"There are magical moments and poetic turns in these big wonderful poems that sing of family, of barrio, of dirt, of work, of play, of celestial dreams… of what it is to be Mexican in the United States—ni de aqui , ni de alla, but always landing on solid ground, proof we belong anywhere. Donato Martinez has concocted an expansive and rich collection.”
—Luis J. Rodriguez, author of Always Running: Mi Vida Loca/Gang Days in L.A., Borrowed Bones, and From Our Land to Our Land
“Through his palabras, Donato Martinez presents and pays homage to the many men and women who often are excluded from our history books. He acknowledges their being, their presence, and the many contributions they make to our everyday life. Donato’s poems make sure that we recognize their sudor, their hours of excessive work, and understand that they keep our cities in motion.”
—Angelina F. Veyna, Emeritus Professor of History, Santa Ana College
“Donato Martinez’s poems bring me joy. Like sitting on a porch hearing your elders tell tales, like relaxing with friends shooting the shit, like the best hip hop of the 90s, like family breakfast on Sunday morning. Pull up a chair and treat yourself."
—Tomas Moniz, author of Big Familia
“Donato Martinez successfully gives us back the essence of poetic flow that's been missing from our lives during these uncertain times. His unique style, rhyme and cadence pull me back into the days of giving a damn and living life freely at the same time. Each metaphor serves to bring the reader into Martinez's world of cultura, familia, and comunidad that made him into who he is today. If you've never had days filled with wonderment, fear, laughter, and a sense of urgency all balled into one moment, do yourself a favor and float through his home-grown narration intentionally without pause.”

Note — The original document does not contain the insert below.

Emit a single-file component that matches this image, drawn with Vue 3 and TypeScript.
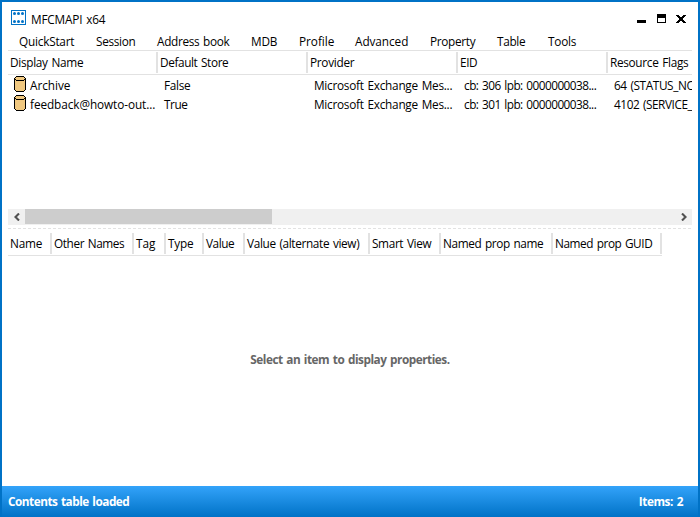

—Dr. Jessica Ayo Alabi, Professor at Orange Coast College, Founder and CEO of Alabi Community Consulting
“In this debut collection of poems, Donato Martinez continues to captivate and inspire. Recalling memories from childhood, he places us in the middle of the lives of a Mexican immigrant family attempting to carve out their little piece of the “American Dream.” I could visualize scenes of the barrio where he grew up and feel a close connection to the people who called it home.”
—Obed Silva, Professor of English at East Los Angeles College, writer of the memoir, The Death of My Father the Pope
“Touch the Sky is a collection of silent prayers told over the beds of sleeping children, dreams of blacktop crossovers, Dorrito sandwiches, and the return of Aztec gods. At once modern and ancient, urban and sacred, Donato Martinez’s debut book Touch the Sky mines the everyday for the profound. Martinez turns his eye just outside the window and finds heaven in the streets and alleys. This is Chicano city writing. And it's damn good.”
—Matt Sedillo, author of Mowing Leaves of Grass and City on the Second Floor
Donato Martinez was born in in small pueblo, Garcia de la Cadena, Zacatecas, Mexico and immigrated into the USA at six years old. He teaches English Composition, Literature, and Creative Writing at Santa Ana College. He has also taught classes in Chicano Studies. He has been a co-coordinator of the Puente Program for 25 years. He hosts and curates many artistic events that feature poetry and music at his campus or in the community. He is also a poet and writes about his barrio experience, his community, his Chicano culture, bilingual identities, and other complexities of life. He is influenced by the sounds and pulse of the streets, people, music, and the magic of language. He has a self-published collection with three other Inland Empire poets, Tacos de Lengua. His work has been published by City Works, East Side Rose, The Acentos Review, San Diego Poetry Annual, Ofrenda Magazine, The Mixtape Literary Journal, Latin@ Literatures, and La Raiz Magazine. He loves the outdoors and is inspired by books, music, and his children, Gabriel and Abigail.